Ben Winters is white. The article makes a point of telling us this over and over and over again. “It would be better if you were black,” his wife apparently told him. And yet with a “fearless” (I believed better of you, Lev Grossman) and “controversial” approach to American history, he tells the story of a world in which the United States never abolished slavery. His main character is former slave turned U.S. Marshal who hunts down escaped slaves. It’s actually an interesting premise, and a potentially provocative and compelling way to engage with current racial tension in speculative sci-fi style.
Anyone who calls it “brave,” however, is delusional.
It doesn’t take much to be a white writer. There is bravery to committing words to paper, to creating worlds and putting them out there, but it’s a small bravery for us. We only have ourselves to overcome. But to be a writer of color is to deal with marginalization, erasure, discrimination, and alienation. To be a writer of color grappling with slavery is to grapple with a nation built on your backs and your broken bones. To be a white writer grappling with slavery is not to grapple, it’s to confess.
Author Daniel Jose Older says it much more succinctly (Twitter not withstanding): “Being a writer of color is risky and requires fearlessness. Writing characters of color when you’re white means you get called brave.”
When I first got angry about this article, however, I have to admit it wasn’t about the content, but the sheer idiocy of the headline. Dares to combine sci-fi and slavery? Dares? As if this hasn’t been done before in so many ways, yes, by white writers like Robert Heinlein, but more to my point, by writers of color like Octavia E. Butler and Samuel Delaney who see no mention in this article. The article, however, does see fit to mention Philip Roth and Philip K. Dick – there isn’t even a diversity of names that the writer of this article referenced. It’s possible that she has never read a sci-fi novel.
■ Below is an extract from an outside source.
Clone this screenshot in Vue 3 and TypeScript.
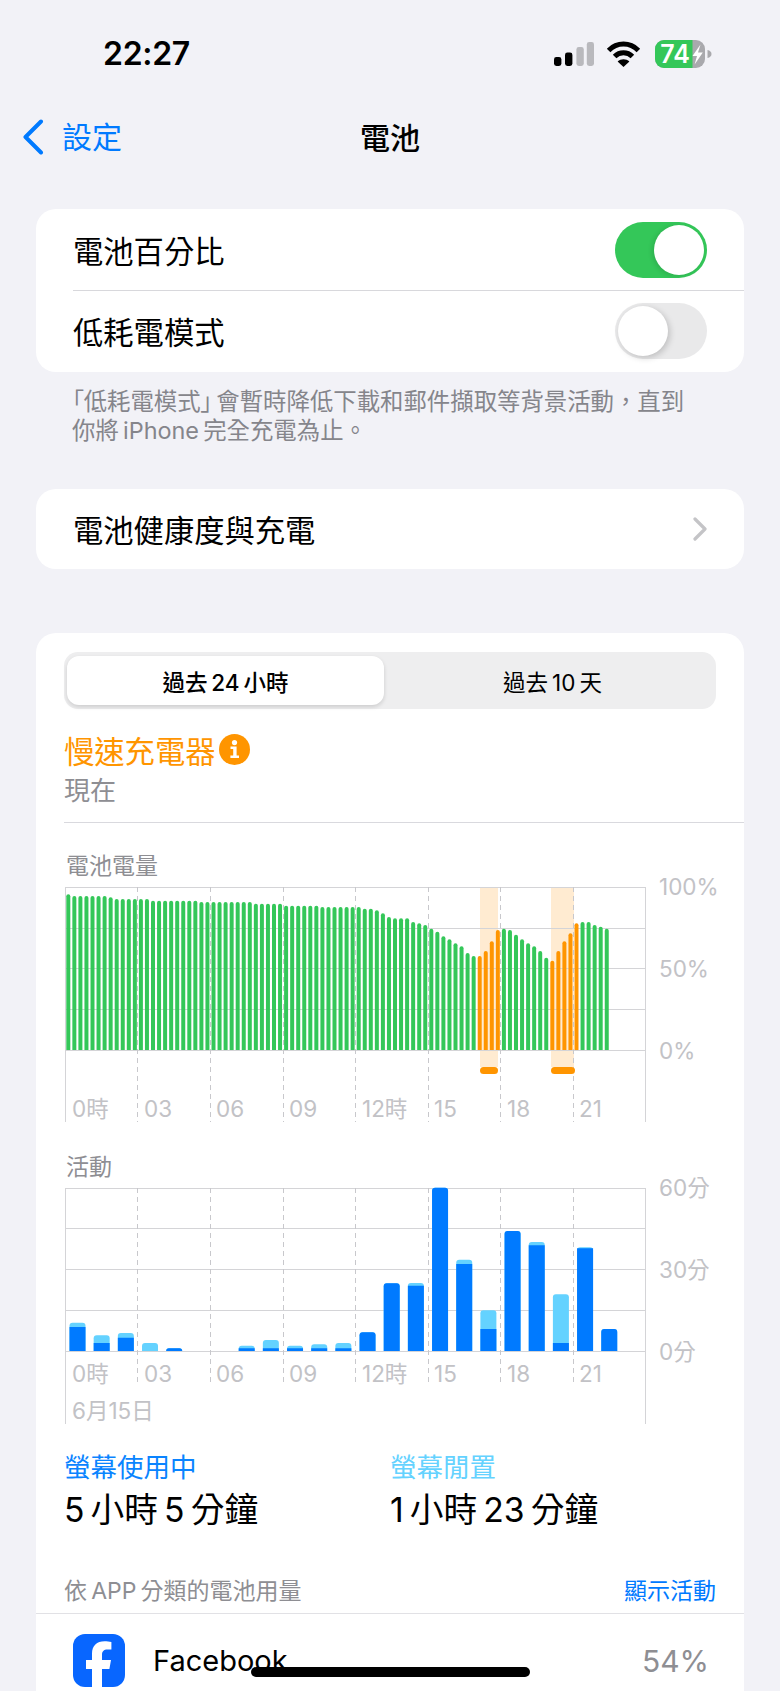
<template>
  <div class="page">
    <header class="status">
      <span class="time">22:27</span>
      <div class="status-icons">
        <svg class="signal" width="40" height="24" viewBox="0 0 40 24">
          <rect x="0" y="15" width="7.4" height="9" rx="2.4" fill="#000" />
          <rect x="11" y="10.6" width="7.4" height="13.4" rx="2.4" fill="#000" />
          <rect x="22.4" y="5" width="7.4" height="19" rx="2.4" fill="#b9b9bd" />
          <rect x="32.8" y="0" width="7.2" height="24" rx="2.4" fill="#b9b9bd" />
        </svg>
        <svg width="35" height="26" viewBox="0 0 35 26">
          <path d="M2.6 9.4C11 1 24 1 32.4 9.4" fill="none" stroke="#000" stroke-width="5" stroke-linecap="butt" />
          <path d="M8.6 15.6C13.6 10.6 21.4 10.6 26.4 15.6" fill="none" stroke="#000" stroke-width="5" />
          <path d="M11.6 20.6C15 17.6 20 17.6 23.4 20.6L17.5 26Z" fill="#000" />
        </svg>
        <svg width="57" height="28" viewBox="0 0 57 28">
          <rect x="0" y="0" width="50" height="28" rx="9" fill="#a9a9ad" />
          <path d="M9 0H37.5V28H9A9 9 0 0 1 0 19V9A9 9 0 0 1 9 0Z" fill="#34c759" />
          <path d="M52.5 10C55 10.6 56.5 12 56.5 14S55 17.4 52.5 18Z" fill="#a9a9ad" />
          <text x="20" y="23" text-anchor="middle" class="batt-text">74</text>
          <path d="M45.5 4.5L37.5 16H42L39.6 24.5L47.8 12.4H43Z" fill="#fff" />
        </svg>
      </div>
    </header>

    <nav class="nav">
      <div class="back">
        <svg width="22" height="36" viewBox="0 0 22 36">
          <path d="M19 2.5L3.5 18L19 33.5" fill="none" stroke="#007aff" stroke-width="4" stroke-linecap="round" stroke-linejoin="round" />
        </svg>
        <span>設定</span>
      </div>
      <h1 class="title">電池</h1>
    </nav>

    <section class="card">
      <div class="row">
        <span>電池百分比</span>
        <div class="toggle on"><i></i></div>
      </div>
      <div class="row">
        <span>低耗電模式</span>
        <div class="toggle"><i></i></div>
      </div>
    </section>
    <p class="footnote"><span class="tight">「低耗電模式」</span>會暫時降低下載和郵件擷取等背景活動&#xFF0C;直到<br />你將&thinsp;iPhone&thinsp;完全充電為止。</p>

    <section class="card health">
      <span>電池健康度與充電</span>
      <svg width="14" height="24" viewBox="0 0 14 24">
        <path d="M2 2L12 12L2 22" fill="none" stroke="#c4c4c7" stroke-width="3.2" stroke-linecap="round" stroke-linejoin="round" />
      </svg>
    </section>

    <section class="card usage">
      <div class="segment">
        <div class="seg-item active">過去&thinsp;24&thinsp;小時</div>
        <div class="seg-item second-seg">過去&thinsp;10&thinsp;天</div>
      </div>

      <div class="charger">
        <span>慢速充電器</span>
        <svg width="31" height="31" viewBox="0 0 31 31">
          <circle cx="15.5" cy="15.5" r="15.5" fill="#ff9500" />
          <circle cx="15.5" cy="8.6" r="2.6" fill="#fff" />
          <path d="M11.5 12.6H17.6V21.6H20V24H11.4V21.6H14.2V15H11.5Z" fill="#fff" />
        </svg>
      </div>
      <div class="now">現在</div>
      <div class="divider"></div>

      <div class="chart-label first">電池電量</div>
      <svg class="chart" width="670" height="245" viewBox="60 880 670 245">
        <rect v-for="b in bands" :key="b.x" :x="b.x" y="887" :width="b.w" height="180" fill="#ffebd1" />
        <line v-for="y in levelLines" :key="y" x1="65.5" x2="645.5" :y1="y" :y2="y" class="grid" />
        <line x1="65.5" x2="65.5" y1="887" y2="1122" class="grid" />
        <line x1="645.5" x2="645.5" y1="887" y2="1122" class="grid" />
        <line v-for="x in dashX" :key="x" :x1="x" :x2="x" y1="887" y2="1122" class="dash" />
        <path v-for="b in levelBars" :key="b.x" :d="topRound(b.x, b.y, 4, 1050 - b.y, 2)" :fill="b.color" />
        <rect v-for="b in bands" :key="'p' + b.x" :x="b.x" y="1067" :width="b.pw" height="7" rx="3.5" fill="#ff9500" />
        <text v-for="h in hours" :key="h.t" :x="h.x" y="1117" class="hour">{{ h.t }}</text>
        <text x="659" y="895" class="axis">100%</text>
        <text x="659" y="977" class="axis">50%</text>
        <text x="659" y="1059" class="axis">0%</text>
      </svg>

      <div class="chart-label second">活動</div>
      <svg class="chart" width="670" height="249" viewBox="60 1181 670 249">
        <line v-for="y in activityLines" :key="y" x1="65.5" x2="645.5" :y1="y" :y2="y" class="grid" />
        <line x1="65.5" x2="65.5" y1="1188" y2="1424" class="grid" />
        <line x1="645.5" x2="645.5" y1="1188" y2="1424" class="grid" />
        <line v-for="x in dashX" :key="x" :x1="x" :x2="x" y1="1188" y2="1383" class="dash" />
        <template v-for="b in activityBars" :key="b.x">
          <path v-if="b.lightY < 1351" :d="topRound(b.x, b.lightY, 16, 1351 - b.lightY, 3)" fill="#64d2ff" />
          <path v-if="b.darkY < 1351" :d="topRound(b.x, b.darkY, 16, 1351 - b.darkY, b.darkY === b.lightY ? 3 : 0)" fill="#007aff" />
        </template>
        <text v-for="h in hours" :key="h.t" :x="h.x" y="1382" class="hour">{{ h.t }}</text>
        <text x="72" y="1419" class="hour">6月15日</text>
        <text x="659" y="1196" class="axis">60分</text>
        <text x="659" y="1278" class="axis">30分</text>
        <text x="659" y="1360" class="axis">0分</text>
      </svg>

      <div class="totals">
        <div class="total">
          <div class="total-label blue">螢幕使用中</div>
          <div class="total-value">5&thinsp;小時&thinsp;5&thinsp;分鐘</div>
        </div>
        <div class="total">
          <div class="total-label cyan">螢幕閒置</div>
          <div class="total-value">1&thinsp;小時&thinsp;23&thinsp;分鐘</div>
        </div>
      </div>

      <div class="list-head">
        <span>依&thinsp;APP&thinsp;分類的電池用量</span>
        <span class="show">顯示活動</span>
      </div>

      <div class="app-row">
        <svg width="52" height="53" viewBox="0 0 52 53">
          <rect width="52" height="53" rx="12" fill="#0866ff" />
          <path d="M29 53V35H36.4L38 26H29V21C29 17.6 30.6 15.6 34.6 15.6H38.4V8C36.4 7.6 33.8 7.2 31.6 7.2C23.8 7.2 19 11.6 19 19.6V26H13V35H19V53Z" fill="#fff" />
        </svg>
        <span class="app-name">Facebook</span>
        <span class="app-pct">54%</span>
      </div>
    </section>

    <div class="home-bar"></div>
  </div>
</template>

<script setup lang="ts">
interface Band {
  x: number;
  w: number;
  pw: number;
}

const topRound = (x: number, y: number, w: number, h: number, r: number) => {
  const rr = Math.min(r, h);
  return `M${x} ${y + h}V${y + rr}Q${x} ${y} ${x + rr} ${y}H${x + w - rr}Q${x + w} ${y} ${x + w} ${y + rr}V${y + h}Z`;
};

// bar tops read off the reference, in thirds of a pixel above the 0% line
const levelTops = [
  133, 138, 138, 138, 138, 138, 138, 142, 147, 147, 147, 147, 147, 147, 152, 152, 152, 152, 152, 152, 152, 152,
  156, 156, 156, 156, 156, 156, 156, 156, 156, 161, 161, 161, 161, 161, 167, 167, 167, 167, 167, 167,
  171, 171, 171, 171, 171, 171, 171, 176, 176, 181, 190, 201, 205, 205, 205, 216, 220, 225, 236, 245,
  259, 268, 280, 289, 309, 318, 318, 303, 274, 240, 236, 240, 254, 268, 280, 289, 303, 323, 332, 303,
  274, 250, 220, 216, 216, 225, 230, 236,
];

const isCharging = (i: number) => (i >= 68 && i <= 71) || (i >= 80 && i <= 84);

const levelBars = levelTops.map((top, i) => ({
  x: 66.3 + i * 6.05,
  y: 850 + top / 3,
  color: isCharging(i) ? '#ff9500' : '#34c759',
}));

const bands: Band[] = [
  { x: 480, w: 18, pw: 18 },
  { x: 551, w: 23, pw: 24 },
];

const levelLines = [887.5, 928.5, 968.5, 1009.5, 1050.5];
const activityLines = [1188.5, 1228.5, 1269.5, 1310.5, 1351.5];
const dashX = [137.5, 210.5, 283.5, 355.5, 428.5, 500.5, 573.5];

const hours = [
  { t: '0時', x: 72 },
  { t: '03', x: 144 },
  { t: '06', x: 216 },
  { t: '09', x: 289 },
  { t: '12時', x: 362 },
  { t: '15', x: 434 },
  { t: '18', x: 507 },
  { t: '21', x: 579 },
];

// [top of whole bar, top of dark part], 603 means empty
const activity: [number, number][] = [
  [518, 531], [556, 579], [549, 563], [579, 603], [595, 595], [603, 603], [603, 603], [587, 595],
  [570, 595], [587, 595], [583, 595], [579, 595], [547, 547], [400, 400], [399, 407], [113, 113],
  [329, 342], [481, 537], [243, 243], [276, 286], [433, 579], [292, 295], [537, 537],
];

const activityBars = activity.map(([light, dark], i) => ({
  x: 69.5 + i * 24.17,
  lightY: 1150 + light / 3,
  darkY: 1150 + dark / 3,
}));
</script>

<style scoped>
.page {
  position: relative;
  width: 780px;
  height: 1691px;
  overflow: hidden;
  background: #f2f2f7;
  color: #000;
  font-family: Inter, "Noto Sans CJK TC", sans-serif;
}

.status {
  height: 107px;
  display: flex;
  align-items: center;
  justify-content: space-between;
  padding: 0 68px 0 103px;
  box-sizing: border-box;
}

.time {
  font-size: 32px;
  font-weight: 600;
  letter-spacing: -0.3px;
}

.status-icons {
  display: flex;
  align-items: center;
  gap: 14px;
}

.signal {
  margin-right: -2px;
}

.batt-text {
  font-family: Inter, sans-serif;
  font-size: 25px;
  font-weight: 600;
  fill: #fff;
}

.nav {
  position: relative;
  height: 60px;
  display: flex;
  align-items: center;
  justify-content: center;
}

.back {
  position: absolute;
  left: 22px;
  top: 12px;
  display: flex;
  align-items: center;
  gap: 18px;
  color: #007aff;
  font-size: 30px;
  line-height: 36px;
}

.title {
  margin: -2px 0 0;
  font-size: 30px;
  font-weight: 500;
}

.card {
  margin: 42px 36px 0;
  background: #fff;
  border-radius: 20px;
}

.row {
  position: relative;
  height: 81px;
  display: flex;
  align-items: center;
  justify-content: space-between;
  padding: 0 37px;
  font-size: 30.3px;
}

.row + .row {
  height: 82px;
}

.row + .row::before {
  content: '';
  position: absolute;
  left: 37px;
  right: 0;
  top: 0;
  height: 1px;
  background: #d8d8dc;
}

.toggle {
  position: relative;
  width: 92px;
  height: 56px;
  border-radius: 28px;
  background: #e9e9ea;
}

.toggle i {
  position: absolute;
  top: 3px;
  left: 3px;
  width: 50px;
  height: 50px;
  border-radius: 50%;
  background: #fff;
  box-shadow: 2px 2px 6px rgba(0, 0, 0, 0.18);
}

.toggle.on {
  background: #34c759;
}

.toggle.on i {
  left: 39px;
  box-shadow: -2px 1px 5px rgba(0, 0, 0, 0.12);
}

.footnote {
  margin: 15px 40px 0 72px;
  color: #85858b;
  font-size: 23.4px;
  line-height: 29px;
}

.tight {
  margin-right: 4px;
  font-feature-settings: "palt";
}

.health {
  margin-top: 44px;
  height: 80px;
  display: flex;
  align-items: center;
  justify-content: space-between;
  padding: 0 37px;
  font-size: 30.3px;
}

.usage {
  margin-top: 64px;
  padding-top: 19px;
  height: 1100px;
  border-radius: 20px 20px 0 0;
}

.segment {
  margin: 0 28px;
  height: 57px;
  padding: 4px 3px;
  box-sizing: border-box;
  display: grid;
  grid-template-columns: 317px 1fr;
  background: #eeeeef;
  border-radius: 14px;
}

.seg-item {
  display: flex;
  align-items: center;
  justify-content: center;
  font-size: 22.5px;
  white-space: pre;
}

.second-seg {
  padding-left: 8px;
}

.seg-item.active {
  background: #fff;
  border-radius: 12px;
  font-weight: 500;
  box-shadow: 0 2px 4px rgba(0, 0, 0, 0.14);
}

.charger {
  margin: 25px 0 0 28px;
  height: 31px;
  display: flex;
  align-items: center;
  gap: 4px;
  color: #ff9500;
  font-size: 30.3px;
}

.now {
  margin: 8px 0 0 28px;
  color: #8e8e93;
  font-size: 26px;
  line-height: 36px;
}

.divider {
  margin: 13px 0 0 28px;
  height: 1px;
  background: #d9d9de;
}

.chart-label {
  margin-left: 30px;
  color: #8e8e93;
  font-size: 23px;
  line-height: 28px;
}

.chart-label.first {
  margin-top: 29px;
}

.chart-label.second {
  margin-top: 28px;
}

.chart {
  display: block;
  margin: 0 0 0 24px;
  overflow: visible;
}

.grid {
  stroke: #d4d4d7;
  stroke-width: 1;
}

.dash {
  stroke: #c8c8cc;
  stroke-width: 1;
  stroke-dasharray: 5 4;
}

.hour {
  fill: #c2c2c6;
  font-size: 22.5px;
}

.axis {
  fill: #c2c2c6;
  font-size: 22.5px;
}

.totals {
  display: grid;
  grid-template-columns: 326px 1fr;
  margin: 19px 0 0 28px;
}

.total-label {
  font-size: 26.5px;
  line-height: 36px;
}

.blue {
  color: #0a84ff;
}

.cyan {
  color: #64d2ff;
}

.total-value {
  margin-top: 3px;
  font-size: 33.7px;
  line-height: 44px;
}

.list-head {
  display: flex;
  align-items: center;
  justify-content: space-between;
  margin: 43px 28px 0 28px;
  color: #8e8e93;
  font-size: 23px;
  line-height: 32px;
}

.show {
  color: #007aff;
}

.app-row {
  display: flex;
  align-items: center;
  margin-top: 6px;
  padding: 20px 35px 0 37px;
  border-top: 1px solid #e1e1e5;
}

.app-name {
  margin-left: 28px;
  font-size: 29px;
}

.app-pct {
  margin-left: auto;
  color: #8e8e93;
  font-size: 30px;
}

.home-bar {
  position: absolute;
  left: 251px;
  top: 1667px;
  width: 279px;
  height: 10px;
  border-radius: 5px;
  background: #000;
}
</style>

<style>
body {
  background: #f2f2f7;
}
</style>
So if you want to read Ben Winters’ new book, get it from the library. It’s probably fascinating, but he doesn’t need to know that. If you want to buy one, I’m going to go ahead and recommend Stars in My Pocket Like Grains of Sand by Samuel Delaney even though it’s strange and polarizing and, frankly, discomfiting. (All the best books are.) I’m not going to describe it to you because it wouldn’t mean anything to most of you and I’d end up leaving out all the best parts for fear of spoilers. Suffice to say it’s an epic bit of world building, its tragic and innovative, and it’s immensely wonderful. And perhaps the most romantic of all possible love stories.
I haven’t read Ben Winters’ book. I can’t comment on its quality. All I can say is this – it stands on a tradition he would do well to acknowledge, and he and the New York Times owe science fiction, writers of color, and readers everywhere more recognition of his privilege. And quite a bit less self-congratulation, if you please.